Once the lightwaves arrived at the client device, a broadband Mach-Zehnder modulator used them to perform superfast analog computation. This involved encoding input data from the device, such as sensor information, onto the weights. Then, it sent each individual wavelength to a receiver that detected the light and measured the result of the computation.

The researchers devised a way to set the modulator to do trillions of multiplications per second. This vastly increased the speed of computation on the device while using only a tiny amount of power.

“In order to make something faster, you need to make it more energy efficient,” Sludds said. "But there is a trade-off. We’ve built a system that can operate with about a milliwatt of power but still do trillions of multiplications per second. In terms of both speed and energy efficiency, that is a gain of orders of magnitude.”

The researchers tested the architecture by sending weights over an 86-km fiber connecting their lab to MIT Lincoln Laboratory. Netcast enabled machine learning with high accuracy — 98.7% for image classification and 98.8% for digit recognition — at rapid speeds.

Now, the researchers want to iterate on the smart transceiver chip to achieve even better performance. They also want to miniaturize the receiver, which is currently the size of a shoebox, to the size of a single chip. This would enable the chip to fit onto a smart device like a cellphone.

Euan Allen, a Royal Academy of Engineering Research fellow at the University of Bath who was not involved with this work, said, “Using photonics and light as a platform for computing is a really exciting area of research with potentially huge implications on the speed and efficiency of our information technology landscape.

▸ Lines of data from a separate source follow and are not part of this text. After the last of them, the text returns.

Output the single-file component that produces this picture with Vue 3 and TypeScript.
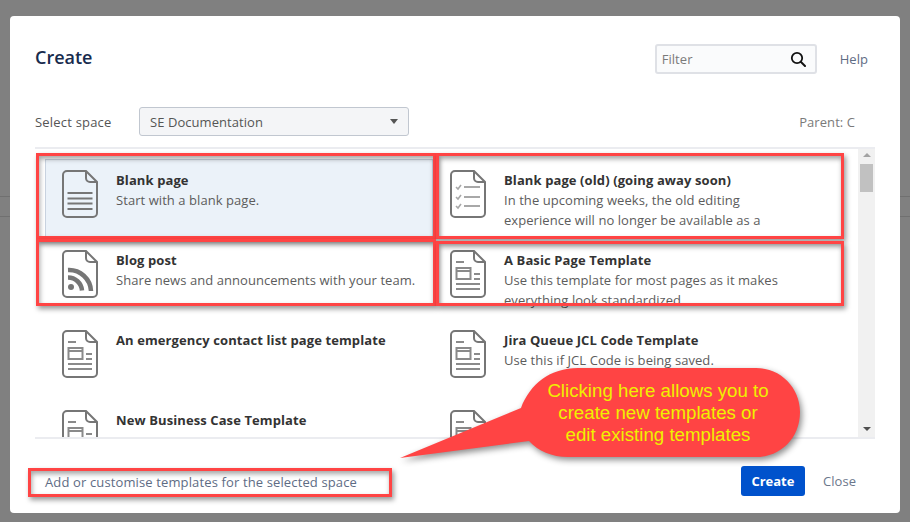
<script setup lang="ts">
type IconKind = 'lines' | 'checks' | 'rss' | 'layout'

interface Blueprint {
  title?: string
  desc?: string
  icon: IconKind
  selected?: boolean
}

const blueprints: Blueprint[] = [
  { title: 'Blank page', desc: 'Start with a blank page.', icon: 'lines', selected: true },
  {
    title: 'Blank page (old) (going away soon)',
    desc: 'In the upcoming weeks, the old editing experience will no longer be available as a',
    icon: 'checks',
  },
  { title: 'Blog post', desc: 'Share news and announcements with your team.', icon: 'rss' },
  {
    title: 'A Basic Page Template',
    desc: 'Use this template for most pages as it makes everything look standardized',
    icon: 'layout',
  },
  { title: 'An emergency contact list page template', icon: 'layout' },
  { title: 'Jira Queue JCL Code Template', desc: 'Use this if JCL Code is being saved.', icon: 'layout' },
  { title: 'New Business Case Template', icon: 'layout' },
  // title sits under the callout in the screenshot, can't be read
  { icon: 'layout' },
]
</script>

<template>
  <div class="backdrop">
    <div class="dialog">
      <header class="head">
        <h1 class="title">Create</h1>
        <div class="head-right">
          <div class="filter">
            <span class="filter-text">Filter</span>
            <svg class="search" viewBox="0 0 16 16" width="16" height="16">
              <circle cx="7" cy="7" r="5.2" fill="none" stroke="#111" stroke-width="1.8" />
              <path d="M11 11l4 4" stroke="#111" stroke-width="2" stroke-linecap="round" />
            </svg>
          </div>
          <a class="help">Help</a>
        </div>
      </header>

      <div class="space-row">
        <span class="space-label">Select space</span>
        <div class="space-select">
          <span>SE Documentation</span>
          <i class="caret"></i>
        </div>
        <span class="parent">Parent: C</span>
      </div>

      <div class="list-wrap">
        <div class="grid">
          <div
            v-for="(item, i) in blueprints"
            :key="i"
            class="item"
            :class="{ selected: item.selected }"
          >
            <svg class="doc" viewBox="0 0 36 48" width="36" height="48">
              <path
                d="M5 1H24L35 12V43a4 4 0 0 1-4 4H5a4 4 0 0 1-4-4V5a4 4 0 0 1 4-4Z"
                fill="none"
                stroke="#767676"
                stroke-width="2"
              />
              <path d="M24 1V8a4 4 0 0 0 4 4H35" fill="none" stroke="#767676" stroke-width="2" />
              <g v-if="item.icon === 'lines'" stroke="#767676" stroke-width="2">
                <path d="M5.500 23H30.500M5.500 28.500H30.500M5.500 33.500H30.500M5.500 39H30.500" />
              </g>
              <g v-else-if="item.icon === 'checks'" fill="none" stroke="#a8a8a8" stroke-width="2">
                <path d="M14 17H30M14 27H30M14 36H30" />
                <path d="M6 17l2 2 3-4M6 27l2 2 3-4M6 36l2 2 3-4" stroke-width="1.600" />
              </g>
              <g v-else-if="item.icon === 'rss'">
                <circle cx="9" cy="37" r="3" fill="#767676" />
                <path d="M6 27.500a14 14 0 0 1 14 13" fill="none" stroke="#767676" stroke-width="4.500" />
                <path d="M6 20a22 22 0 0 1 23 21" fill="none" stroke="#767676" stroke-width="4.500" />
              </g>
              <g v-else fill="none" stroke="#8a8a8a" stroke-width="2">
                <path d="M6 12H14" />
                <rect x="6.500" y="18" width="14" height="11" />
                <path d="M6 21H20" />
                <path d="M24 24H30M24 29H30M6 34H30M6 39H30" />
              </g>
            </svg>
            <div class="item-text">
              <div v-if="item.title" class="item-title">{{ item.title }}</div>
              <div v-if="item.desc" class="item-desc">{{ item.desc }}</div>
            </div>
          </div>
        </div>
        <div class="scrollbar">
          <i class="arrow up"></i>
          <div class="thumb"></div>
          <i class="arrow down"></i>
        </div>
      </div>

      <footer class="foot">
        <a class="foot-link">Add or customise templates for the selected space</a>
        <div class="foot-actions">
          <button class="btn-create" type="button">Create</button>
          <a class="close">Close</a>
        </div>
      </footer>
    </div>

    <!-- annotations drawn on top of the screenshot -->
    <div class="mark mark-a"></div>
    <div class="mark mark-b"></div>
    <div class="mark mark-c"></div>
    <div class="mark mark-d"></div>
    <div class="mark mark-e"></div>

    <svg class="callout" viewBox="0 0 910 522" width="910" height="522">
      <path
        d="M400 458L521 408C530 384 550 368 578 368H756C781 368 800 388 800 412C800 438 781 457 756 457H568C552 457 538 451 529 441Z"
        fill="#ff4444"
      />
    </svg>
    <div class="callout-text">
      Clicking here allows you to<br />create new templates or<br />edit existing templates
    </div>
  </div>
</template>

<style scoped>
.backdrop {
  position: relative;
  width: 910px;
  height: 522px;
  box-sizing: border-box;
  padding: 16px 10px 9px;
  overflow: hidden;
  background:
    linear-gradient(#707070, #707070) 0 196px / 100% 1px no-repeat,
    linear-gradient(#707070, #707070) 0 216px / 100% 1px no-repeat,
    #808080;
  font-family: 'Open Sans', 'Noto Sans', sans-serif;
  letter-spacing: 0.06px;
}

.dialog {
  height: 100%;
  display: flex;
  flex-direction: column;
  background: #fff;
  border-radius: 4px;
  padding: 0 25px;
  box-sizing: border-box;
}

.head {
  display: flex;
  justify-content: space-between;
  align-items: center;
  height: 85px;
  flex: none;
}

.title {
  margin: 0;
  font-size: 18px;
  font-weight: 600;
  letter-spacing: 0;
  color: #172b4d;
  position: relative;
  top: -2px;
}

.head-right {
  display: flex;
  align-items: center;
  gap: 23px;
  padding-right: 7px;
}

.filter {
  width: 162px;
  height: 30px;
  box-sizing: border-box;
  border: 2px solid #dfe1e6;
  border-radius: 3px;
  background: #fafbfc;
  display: flex;
  align-items: center;
  justify-content: space-between;
  padding: 0 9px 0 5px;
}

.filter-text {
  font-size: 13px;
  color: #7a7a7a;
}

.help {
  font-size: 13px;
  color: #5e6c84;
}

.space-row {
  display: flex;
  align-items: center;
  height: 29px;
  margin-top: 6px;
  flex: none;
  padding-right: 20px;
}

.space-label {
  width: 104px;
  font-size: 13px;
  letter-spacing: 0.2px;
  color: #555;
}

.space-select {
  width: 270px;
  height: 29px;
  box-sizing: border-box;
  border: 1px solid #c1c7d0;
  border-radius: 3px;
  background: #f4f5f7;
  display: flex;
  align-items: center;
  justify-content: space-between;
  padding: 0 10px;
  font-size: 13px;
  color: #555;
}

.caret {
  border: 4px solid transparent;
  border-top: 5px solid #555;
  border-bottom: 0;
}

.parent {
  margin-left: auto;
  font-size: 13px;
  color: #7a7a7a;
}

.list-wrap {
  display: flex;
  height: 292px;
  margin-top: 11px;
  border-top: 2px solid #ebecf0;
  border-bottom: 2px solid #ebecf0;
  box-sizing: border-box;
  overflow: hidden;
  flex: none;
}

.grid {
  flex: 1;
  display: grid;
  grid-template-columns: 388px 388px;
  grid-auto-rows: 80px;
  padding: 10px 0 0 10px;
  overflow: hidden;
}

.item {
  display: flex;
  box-sizing: border-box;
  padding: 11px 16px 0 17px;
  gap: 18px;
  overflow: hidden;
}

.item.selected {
  background: #ebf2f9;
  border: 1px solid #c9d3e0;
  padding: 10px 15px 0 16px;
}

.doc {
  flex: none;
}

.item-title {
  font-size: 13px;
  font-weight: 700;
  line-height: 20px;
  letter-spacing: 0.1px;
  color: #333;
}

.item-desc {
  font-size: 13px;
  line-height: 20px;
  color: #5c5c5c;
}

.scrollbar {
  width: 17px;
  flex: none;
  background: #f1f1f1;
  display: flex;
  flex-direction: column;
  align-items: center;
}

.thumb {
  width: 13px;
  height: 28px;
  background: #c1c1c1;
  margin-top: 7px;
}

.arrow {
  border: 4px solid transparent;
}

.arrow.up {
  border-top: 0;
  border-bottom: 4px solid #a3a3a3;
  margin-top: 4px;
}

.arrow.down {
  border-bottom: 0;
  border-top: 4px solid #505050;
  margin-top: auto;
  margin-bottom: 6px;
}

.foot {
  flex: 1;
  display: flex;
  align-items: center;
  justify-content: space-between;
  padding: 10px 19px 0 10px;
}

.foot-link {
  padding-top: 2px;
  font-size: 13px;
  letter-spacing: 0.13px;
  color: #5e6c84;
}

.foot-actions {
  display: flex;
  align-items: center;
  gap: 18px;
}

.btn-create {
  width: 64px;
  height: 30px;
  border: 0;
  border-radius: 3px;
  background: #0052cc;
  color: #fff;
  font-family: inherit;
  font-size: 13px;
  font-weight: 700;
}

.close {
  font-size: 13px;
  color: #6b778c;
}

.mark {
  position: absolute;
  box-sizing: border-box;
  border: 3px solid #ff4444;
  box-shadow:
    2px 3px 5px rgba(0, 0, 0, 0.4),
    inset 1px 3px 5px rgba(0, 0, 0, 0.35);
}

.mark-a { left: 36px; top: 153px; width: 400px; height: 86px; }
.mark-b { left: 436px; top: 153px; width: 408px; height: 86px; }
.mark-c { left: 36px; top: 239px; width: 400px; height: 67px; }
.mark-d { left: 436px; top: 241px; width: 408px; height: 65px; }
.mark-e { left: 28px; top: 468px; width: 364px; height: 29px; }

.callout {
  position: absolute;
  left: 0;
  top: 0;
  filter: drop-shadow(2px 3px 3px rgba(0, 0, 0, 0.45));
}

.callout-text {
  position: absolute;
  left: 519px;
  top: 380px;
  width: 278px;
  text-align: center;
  font-family: 'Liberation Sans', Arial, sans-serif;
  font-size: 18.700px;
  line-height: 22px;
  letter-spacing: 0;
  color: #f0f000;
}
</style>
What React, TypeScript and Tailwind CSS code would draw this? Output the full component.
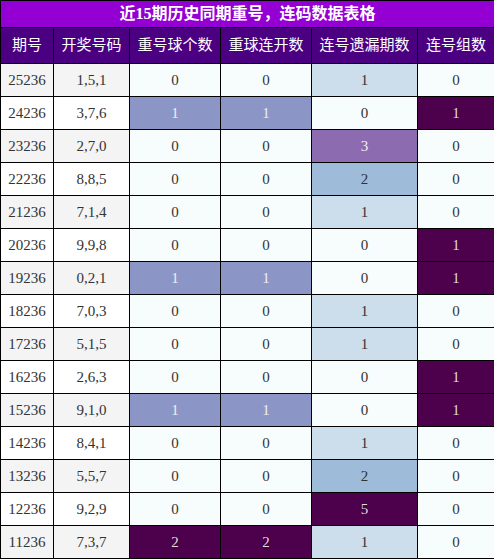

The work of Sludds et al. is an exciting step toward seeing real-world implementations of such devices, introducing a new and practical edge-computing scheme whilst also exploring some of the fundamental limitations of computation at very low (single-photon) light levels.”

The research is funded, in part, by NTT Research, the National Science Foundation, the Air Force Office of Scientific Research, the Air Force Research Laboratory, and the Army Research Office.

The research was published in Science (www.doi/10.1126/science.abq8271).